British Columbia

North Shore Rescue documentary goes behind the scenes to show team's 'most trying times'

North Shore Rescue (NSR) volunteers are known for their harrowing rescue operations as well as their skill and determination to saving wayward or injured hikers on the mountains surrounding North Vancouver. 

Production crew for new 5-part series was embedded with volunteer rescuers for a year

Viewers will be able to get a glimpse of some of the harrowing rescue operations done by volunteers of North Shore Rescue in a new series on the Knowledge Network. (Search and Rescue North Shore Facebook)

North Shore Rescue volunteers are known for their harrowing search-and-rescue operations as well as their skill and determination in saving wayward or injured backcountry users in the North Shore mountains. 

Now the public is able to get a glimpse of what happens behind the scenes of the organization thanks to a new documentary on the Knowledge Network called Search and Rescue: North Shore.

"I think it's really exciting for us to introduce our community to the members of North Shore Rescue," NSR team leader Mike Danks said. "You get to see what happens behind the scenes when we go through our most trying times conducting these rescues."

To make the five-part series, the production company embedded with the NSR team for an entire year and remained on call 24 hours a day, seven days a week during filming.

"It was certainly a different dynamic because you are bringing additional people with you," Danks said, "but the team was fantastic. It was almost like they weren't there."

"In fact, two of the members of the crew are now members of the team, officially." 

NSR has over 40 volunteers and is one of the 79 volunteer ground search-and-rescue organizations in British Columbia. 

During the year of production, Danks said the film crew captured the team on a variety of calls, ranging from complex helicopter rescues to elderly walkaways and searches for children.

"There's a lot of emotions that you are going to see," Danks said. "I think this is a great way for people to have a better understanding about what motivates our volunteers to do what they do."

Luckily, filming was completed before the spread of COVID-19 began.

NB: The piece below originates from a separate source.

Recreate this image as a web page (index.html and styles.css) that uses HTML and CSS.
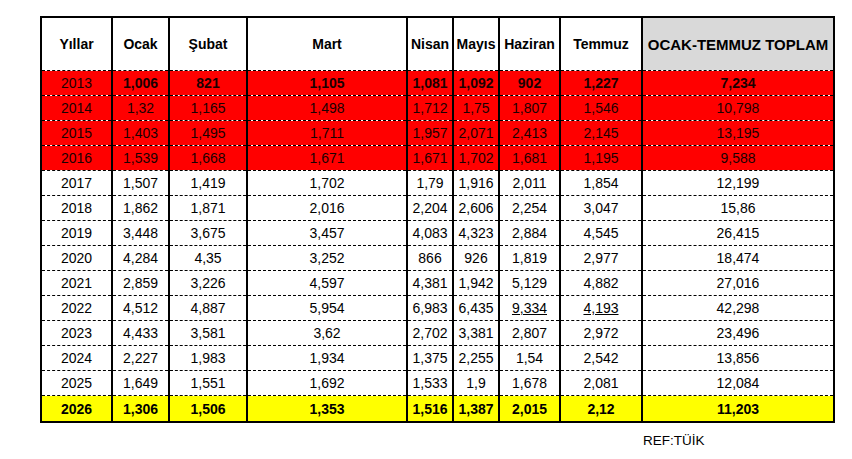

Aside from adding safety protocols like masks and physical distancing, Danks said the pandemic also led to a "rush of people getting out to the backcountry," some of them unprepared for the conditions or a potential emergency.

"A lot of those people were really naive to how quickly you can get into trouble," Danks added.

"So we've been doing our best on the education front, but it's hard to keep up with the amount of people that are getting out there."

Search and Rescue: North Shore airs on the Knowledge Network every Tuesday at 9 p.m.